Transcribe the listing exactly, leaving out every picture.

START

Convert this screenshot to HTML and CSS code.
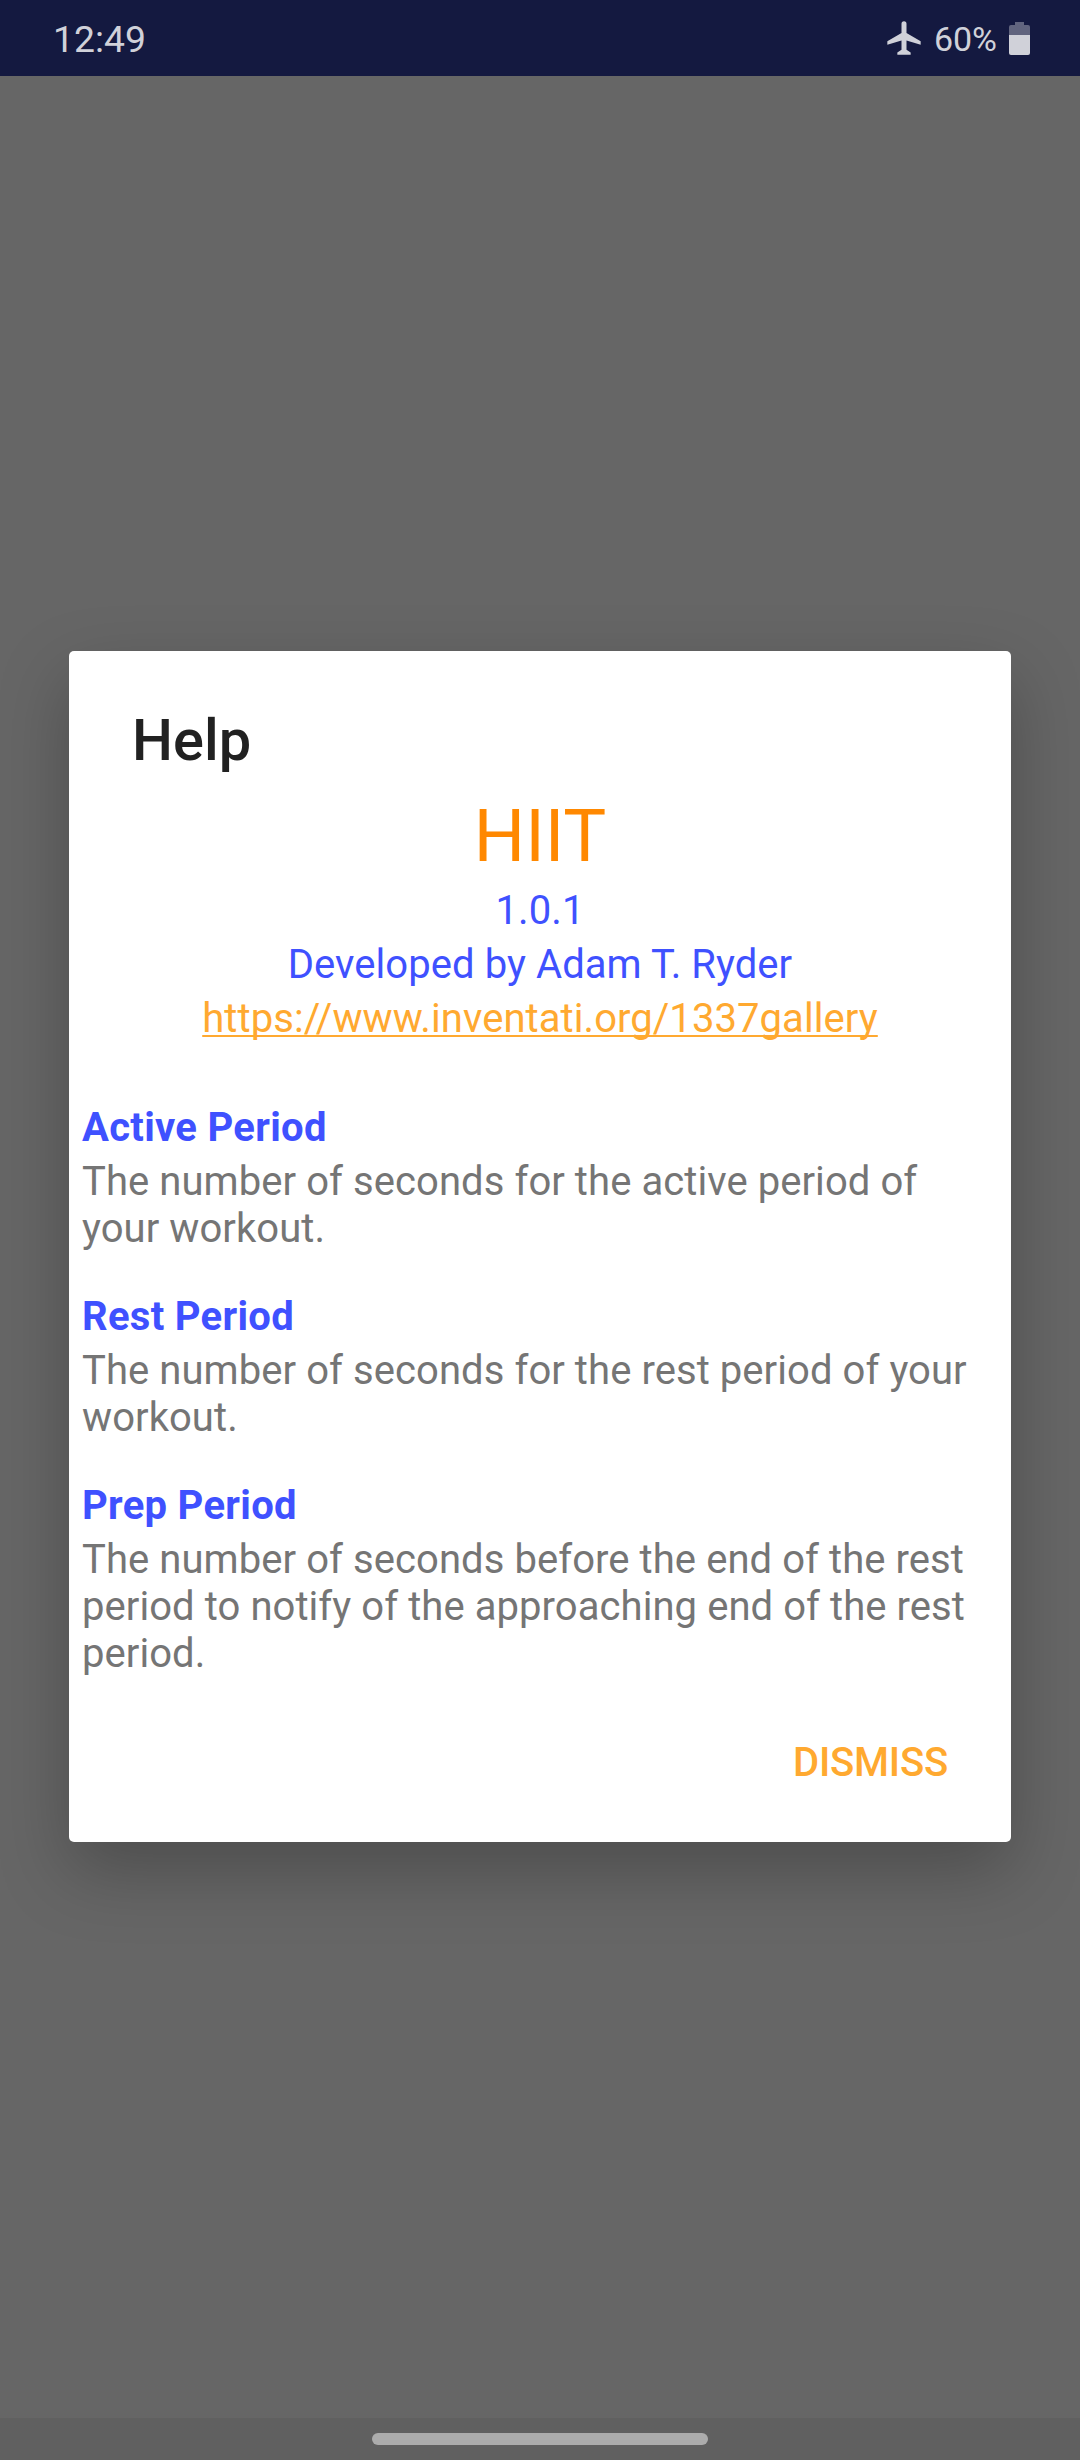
FILE: index.html
```html
<!DOCTYPE html>
<html lang="en">
<head>
<meta charset="utf-8">
<title>Help</title>
<link rel="stylesheet" href="styles.css">
</head>
<body>
<div class="screen">
  <header class="status">
    <span class="clock">12:49</span>
    <svg class="plane" viewBox="0 0 24 24"><path d="M22 16v-2l-8.500-5V3.500a1.500 1.500 0 0 0-3 0V9L2 14v2l8.500-2.500V19L8 20.700V22h8v-1.300L13.500 19v-5.500z"/></svg>
    <span class="percent">60%</span>
    <svg class="battery" viewBox="0 0 21 33"><path class="level-empty" d="M6 0h9v3h4q2 0 2 2v8H0V5q0-2 2-2h4z"/><path d="M0 13h21v18q0 2-2 2H2q-2 0-2-2z"/></svg>
  </header>
  <main class="scrim">
    <section class="dialog">
      <h1 class="title">Help</h1>
      <div class="app">HIIT</div>
      <div class="about">1.0.1</div>
      <div class="about">Developed by Adam T. Ryder</div>
      <div class="about"><a class="link">https://www.inventati.org/1337gallery</a></div>
      <div class="sections">
        <h2 class="heading">Active Period</h2>
        <p class="text">The number of seconds for the active period of<br>your workout.</p>
        <h2 class="heading">Rest Period</h2>
        <p class="text">The number of seconds for the rest period of your<br>workout.</p>
        <h2 class="heading">Prep Period</h2>
        <p class="text">The number of seconds before the end of the rest<br>period to notify of the approaching end of the rest<br>period.</p>
      </div>
      <div class="actions"><span class="dismiss">DISMISS</span></div>
    </section>
  </main>
  <footer class="nav"><div class="handle"></div></footer>
</div>
</body>
</html>
```
FILE: styles.css
```css
* { box-sizing: border-box; }
body { margin: 0; font-family: Roboto, sans-serif; }
.screen { width: 1080px; height: 2460px; display: flex; flex-direction: column; background: #666; overflow: hidden; }
.status { height: 76px; background: #141940; color: #d0d1d9; display: flex; align-items: center; padding: 0 50px 0 53px; font-size: 37.3px; }
.clock { flex: 1; padding-top: 2px; }
.plane { width: 40px; height: 40px; fill: #d0d1d9; margin-right: 10px; }
.percent { font-size: 34px; margin-right: 12px; padding-top: 2px; }
.battery { width: 21px; height: 33px; fill: #d0d1d9; }
.battery .level-empty { fill: #61647e; }
.scrim { flex: 1; padding: 575px 69px 0; }
.dialog { height: 1191px; background: #fff; border-radius: 5px; box-shadow: 0 28px 70px rgba(0,0,0,.25); padding-top: 54px; }
.title { margin: 0; padding-left: 63px; font-size: 57.750px; line-height: 70px; font-weight: 500; color: #212121; }
.app { margin: 19px 0 4px; text-align: center; font-size: 72px; line-height: 86px; color: #ff8800; }
.about { text-align: center; font-size: 40px; letter-spacing: .07px; line-height: 54px; color: #3f51ff; }
.link { color: #ffa930; text-decoration: underline; text-decoration-thickness: 2px; text-underline-offset: 3px; text-decoration-skip-ink: none; }
.sections { padding: 55px 13px 0; }
.heading { margin: 0; font-size: 40px; letter-spacing: .3px; line-height: 54px; font-weight: 700; color: #3f51ff; }
.text { margin: 3px 0 38px; font-size: 40px; letter-spacing: .07px; line-height: 47px; color: #757575; }
.actions { display: flex; justify-content: flex-end; padding: 24px 63px 0; }
.dismiss { font-size: 40px; letter-spacing: -.2px; line-height: 47px; font-weight: 500; color: #ffa930; }
.nav { height: 42px; background: #606060; display: flex; justify-content: center; padding-top: 15px; }
.handle { width: 336px; height: 12px; border-radius: 6px; background: #acacac; }
```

END

Final result:
Convert this screenshot to HTML and CSS code.
FILE: index.html
```html
<!DOCTYPE html>
<html lang="en">
<head>
<meta charset="utf-8">
<title>Help</title>
<link rel="stylesheet" href="styles.css">
</head>
<body>
<div class="screen">
  <header class="status">
    <span class="clock">12:49</span>
    <svg class="plane" viewBox="0 0 24 24"><path d="M22 16v-2l-8.500-5V3.500a1.500 1.500 0 0 0-3 0V9L2 14v2l8.500-2.500V19L8 20.700V22h8v-1.300L13.500 19v-5.500z"/></svg>
    <span class="percent">60%</span>
    <svg class="battery" viewBox="0 0 21 33"><path class="level-empty" d="M6 0h9v3h4q2 0 2 2v8H0V5q0-2 2-2h4z"/><path d="M0 13h21v18q0 2-2 2H2q-2 0-2-2z"/></svg>
  </header>
  <main class="scrim">
    <section class="dialog">
      <h1 class="title">Help</h1>
      <div class="app">HIIT</div>
      <div class="about">1.0.1</div>
      <div class="about">Developed by Adam T. Ryder</div>
      <div class="about"><a class="link">https://www.inventati.org/1337gallery</a></div>
      <div class="sections">
        <h2 class="heading">Active Period</h2>
        <p class="text">The number of seconds for the active period of<br>your workout.</p>
        <h2 class="heading">Rest Period</h2>
        <p class="text">The number of seconds for the rest period of your<br>workout.</p>
        <h2 class="heading">Prep Period</h2>
        <p class="text">The number of seconds before the end of the rest<br>period to notify of the approaching end of the rest<br>period.</p>
      </div>
      <div class="actions"><span class="dismiss">DISMISS</span></div>
    </section>
  </main>
  <footer class="nav"><div class="handle"></div></footer>
</div>
</body>
</html>
```
FILE: styles.css
```css
* { box-sizing: border-box; }
body { margin: 0; font-family: Roboto, sans-serif; }
.screen { width: 1080px; height: 2460px; display: flex; flex-direction: column; background: #666; overflow: hidden; }
.status { height: 76px; background: #141940; color: #d0d1d9; display: flex; align-items: center; padding: 0 50px 0 53px; font-size: 37.3px; }
.clock { flex: 1; padding-top: 2px; }
.plane { width: 40px; height: 40px; fill: #d0d1d9; margin-right: 10px; }
.percent { font-size: 34px; margin-right: 12px; padding-top: 2px; }
.battery { width: 21px; height: 33px; fill: #d0d1d9; }
.battery .level-empty { fill: #61647e; }
.scrim { flex: 1; padding: 575px 69px 0; }
.dialog { height: 1191px; background: #fff; border-radius: 5px; box-shadow: 0 28px 70px rgba(0,0,0,.25); padding-top: 54px; }
.title { margin: 0; padding-left: 63px; font-size: 57.750px; line-height: 70px; font-weight: 500; color: #212121; }
.app { margin: 19px 0 4px; text-align: center; font-size: 72px; line-height: 86px; color: #ff8800; }
.about { text-align: center; font-size: 40px; letter-spacing: .07px; line-height: 54px; color: #3f51ff; }
.link { color: #ffa930; text-decoration: underline; text-decoration-thickness: 2px; text-underline-offset: 3px; text-decoration-skip-ink: none; }
.sections { padding: 55px 13px 0; }
.heading { margin: 0; font-size: 40px; letter-spacing: .3px; line-height: 54px; font-weight: 700; color: #3f51ff; }
.text { margin: 3px 0 38px; font-size: 40px; letter-spacing: .07px; line-height: 47px; color: #757575; }
.actions { display: flex; justify-content: flex-end; padding: 24px 63px 0; }
.dismiss { font-size: 40px; letter-spacing: -.2px; line-height: 47px; font-weight: 500; color: #ffa930; }
.nav { height: 42px; background: #606060; display: flex; justify-content: center; padding-top: 15px; }
.handle { width: 336px; height: 12px; border-radius: 6px; background: #acacac; }
```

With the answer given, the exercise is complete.